> **Exercise details**
Every record that follows must be duplicated exactly, with images left out.

━━ Information given

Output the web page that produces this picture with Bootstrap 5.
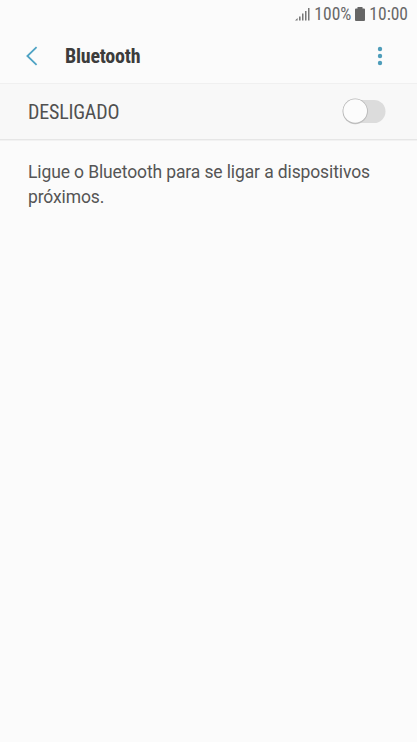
<!DOCTYPE html>
<html lang="pt">
<head>
<meta charset="utf-8">
<meta name="viewport" content="width=device-width, initial-scale=1">
<title>Bluetooth</title>
<link href="https://cdn.jsdelivr.net/npm/bootstrap@5.3.0/dist/css/bootstrap.min.css" rel="stylesheet">
<style>
body{background:#fbfbfb;font-family:Roboto,"Liberation Sans",sans-serif;color:#555;min-height:742px}
.cond{font-family:"Roboto Condensed",Roboto,sans-serif;font-stretch:75%}
.status-bar{height:28px;padding-right:9px;font-size:17.5px;line-height:28px;color:#686868}
.title-bar{height:56px;border-bottom:1px solid #f0f0f0;padding:0 33px 0 26px}
.screen-title{font-size:20px;line-height:24px;font-weight:700;letter-spacing:-.23px;color:#3c3c3c;margin-left:27px}
.switch-row{height:56px;background:#f8f8f8;border-bottom:1px solid #e6e6e6;box-shadow:0 1px 0 #f2f2f2;padding:0 30px 0 28px}
.switch-label{font-size:20px;line-height:24px;letter-spacing:-.2px;color:#505050;padding-top:1px}
.switch-control{margin-bottom:1px}
.hint{padding:20px 28px;font-size:17.5px;line-height:25px;letter-spacing:-.12px}
</style>
</head>
<body>
<div class="status-bar cond d-flex justify-content-end align-items-center">
  <svg width="15" height="15" viewBox="0 0 15 15" fill="#777" class="me-1"><path d="M0 13.5 2.6 11v2.5zM4 9.5h1.6v4H4zM7 6.5h1.5v7H7zM10 4h1.5v9.5H10zM13 1h1.5v12.5H13z"/></svg>
  <span>100%</span>
  <svg width="10" height="14" viewBox="0 0 10 14" fill="#666" class="mx-1"><path d="M2.5 0h5v1.5H9q1 0 1 1V13q0 1-1 1H1q-1 0-1-1V2.5q0-1 1-1h1.5z"/></svg>
  <span>10:00</span>
</div>
<header class="title-bar d-flex align-items-center">
  <svg width="12" height="20" viewBox="0 0 12 20" fill="none" stroke="#4fa3c4" stroke-width="1.8"><path d="M10.6 1.2 1.4 10l9.2 8.8"/></svg>
  <h1 class="screen-title cond mb-0"><span>Bluetooth</span></h1>
  <svg class="ms-auto" width="8" height="20" viewBox="0 0 8 20" fill="#4e9dba"><circle cx="4" cy="3" r="2.2"/><circle cx="4" cy="10" r="2.2"/><circle cx="4" cy="17" r="2.2"/></svg>
</header>
<div class="switch-row d-flex align-items-center justify-content-between">
  <span class="switch-label cond">DESLIGADO</span>
  <svg class="switch-control" width="46" height="30" viewBox="0 0 46 30"><rect x="4" y="4" width="40.5" height="23" rx="11.5" fill="#dcdcdc"/><circle cx="14.2" cy="15.6" r="12.6" fill="#c5c5c5"/><circle cx="14.2" cy="15" r="12.5" fill="#b8b8b8"/><circle cx="14.2" cy="15" r="11.8" fill="#fcfcfc"/></svg>
</div>
<main class="hint">Ligue o Bluetooth para se ligar a dispositivos próximos.</main>
<script src="https://cdn.jsdelivr.net/npm/bootstrap@5.3.0/dist/js/bootstrap.bundle.min.js"></script>
</body>
</html>
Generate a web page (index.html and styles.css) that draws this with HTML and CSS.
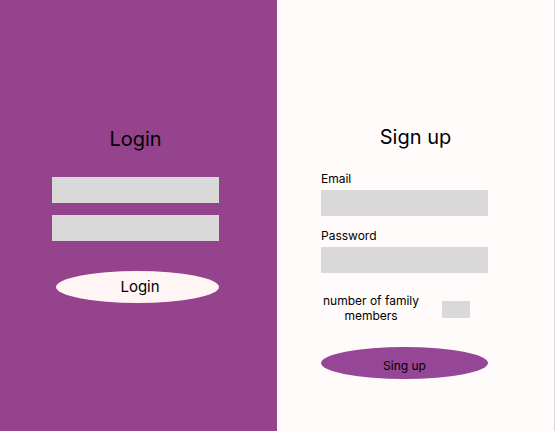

━━━━

> **Written reply**
Output the web page that produces this picture with Bootstrap 5.
<!DOCTYPE html>
<html lang="pt">
<head>
<meta charset="utf-8">
<meta name="viewport" content="width=device-width, initial-scale=1">
<title>Bluetooth</title>
<link href="https://cdn.jsdelivr.net/npm/bootstrap@5.3.0/dist/css/bootstrap.min.css" rel="stylesheet">
<style>
body{background:#fbfbfb;font-family:Roboto,"Liberation Sans",sans-serif;color:#555;min-height:742px}
.cond{font-family:"Roboto Condensed",Roboto,sans-serif;font-stretch:75%}
.status-bar{height:28px;padding-right:9px;font-size:17.5px;line-height:28px;color:#686868}
.title-bar{height:56px;border-bottom:1px solid #f0f0f0;padding:0 33px 0 26px}
.screen-title{font-size:20px;line-height:24px;font-weight:700;letter-spacing:-.23px;color:#3c3c3c;margin-left:27px}
.switch-row{height:56px;background:#f8f8f8;border-bottom:1px solid #e6e6e6;box-shadow:0 1px 0 #f2f2f2;padding:0 30px 0 28px}
.switch-label{font-size:20px;line-height:24px;letter-spacing:-.2px;color:#505050;padding-top:1px}
.switch-control{margin-bottom:1px}
.hint{padding:20px 28px;font-size:17.5px;line-height:25px;letter-spacing:-.12px}
</style>
</head>
<body>
<div class="status-bar cond d-flex justify-content-end align-items-center">
  <svg width="15" height="15" viewBox="0 0 15 15" fill="#777" class="me-1"><path d="M0 13.5 2.6 11v2.5zM4 9.5h1.6v4H4zM7 6.5h1.5v7H7zM10 4h1.5v9.5H10zM13 1h1.5v12.5H13z"/></svg>
  <span>100%</span>
  <svg width="10" height="14" viewBox="0 0 10 14" fill="#666" class="mx-1"><path d="M2.5 0h5v1.5H9q1 0 1 1V13q0 1-1 1H1q-1 0-1-1V2.5q0-1 1-1h1.5z"/></svg>
  <span>10:00</span>
</div>
<header class="title-bar d-flex align-items-center">
  <svg width="12" height="20" viewBox="0 0 12 20" fill="none" stroke="#4fa3c4" stroke-width="1.8"><path d="M10.6 1.2 1.4 10l9.2 8.8"/></svg>
  <h1 class="screen-title cond mb-0"><span>Bluetooth</span></h1>
  <svg class="ms-auto" width="8" height="20" viewBox="0 0 8 20" fill="#4e9dba"><circle cx="4" cy="3" r="2.2"/><circle cx="4" cy="10" r="2.2"/><circle cx="4" cy="17" r="2.2"/></svg>
</header>
<div class="switch-row d-flex align-items-center justify-content-between">
  <span class="switch-label cond">DESLIGADO</span>
  <svg class="switch-control" width="46" height="30" viewBox="0 0 46 30"><rect x="4" y="4" width="40.5" height="23" rx="11.5" fill="#dcdcdc"/><circle cx="14.2" cy="15.6" r="12.6" fill="#c5c5c5"/><circle cx="14.2" cy="15" r="12.5" fill="#b8b8b8"/><circle cx="14.2" cy="15" r="11.8" fill="#fcfcfc"/></svg>
</div>
<main class="hint">Ligue o Bluetooth para se ligar a dispositivos próximos.</main>
<script src="https://cdn.jsdelivr.net/npm/bootstrap@5.3.0/dist/js/bootstrap.bundle.min.js"></script>
</body>
</html>
Generate a web page (index.html and styles.css) that draws this with HTML and CSS.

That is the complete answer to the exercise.